Critical and multicritical Lee-Yang fixed points in the local potential approximation

TL;DR

This paper investigates the behavior of multicritical Lee-Yang fixed points in complex scalar field theories across dimensions using the functional renormalization group, revealing their connection to non-unitary conformal models and the challenges in lower dimensions.

Contribution

It provides a detailed analysis of the continuation of $i\,\varphi^{2n+1}$ fixed points from upper critical dimensions to two dimensions, highlighting the limitations of the Local Potential Approximation.

Findings

The Lee-Yang universality class can be followed down to two dimensions.

Multicritical fixed points with $n>1$ cannot be continued to $d=2$ within LPA'.

Unexpected non-perturbative fixed points interfere with the continuation of higher multicritical fixed points.

Abstract

The multicritical generalizations of the Lee-Yang universality class arise as renormalization-group fixed points of scalar field theories with complex $i\varphi^{2n+1}$ interaction, $n\in\mathbb{N}$, just below their upper critical dimension.
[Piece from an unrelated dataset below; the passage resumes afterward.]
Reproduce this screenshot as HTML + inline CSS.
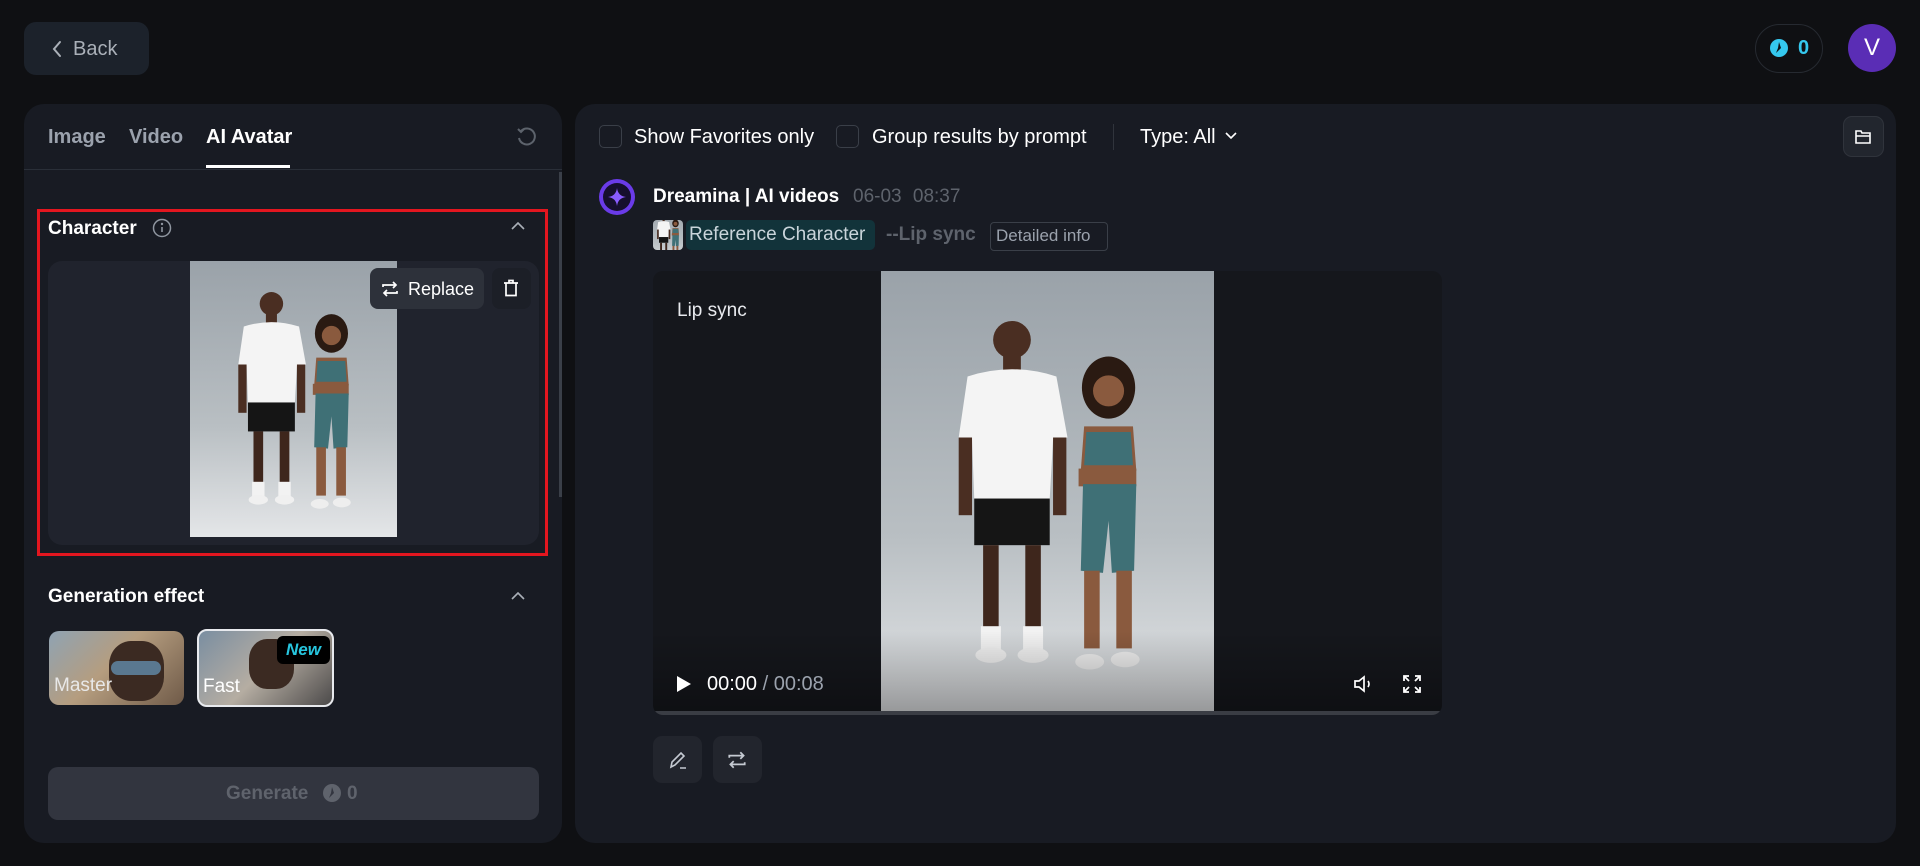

It has been recently conjectured that their continuation to two dimensions corresponds to the non-unitary conformal minimal models $\mathcal{M}(2,2n+3)$. Motivated by that, we revisit the functional renormalization group approach to complex $\mathcal{P}\mathcal{T}$-symmetric scalar field theories in the Local Potential Approximation, without or with wavefunction renormalization (LPA and LPA' respectively), aiming to explore the fate of the $i\varphi^{2n+1}$ theories from their upper critical dimension to two dimensions. The $i\varphi^{2n+1}$ fixed points are identified using a perturbative expansion of the functional fixed-point equation near their upper critical dimensions, and they are followed to lower dimensions by numerical integration of the full equation. A peculiar feature of the complex $\mathcal{P}\mathcal{T}$-symmetric potentials is that the fixed points are characterized by real but negative anomalous dimensions $\eta$, and in low dimension $d$, this can lead to a change of sign of the scaling dimensions $\Delta=(d-2+\eta)/2$, thus requiring a novel analysis of the analytical properties of the functional fixed-point equations. We are able to follow the Lee-Yang universality class ($n=1$) down to two dimensions, and numerically determine the scaling dimension of the fundamental field as a function of $d$. On the other hand, within the LPA', multicritical Lee-Yang fixed points with $n>1$ cannot be continued to $d=2$ due to the existence of unexpected non-perturbative fixed points that annihilate with the $i\varphi^{2n+1}$ fixed points.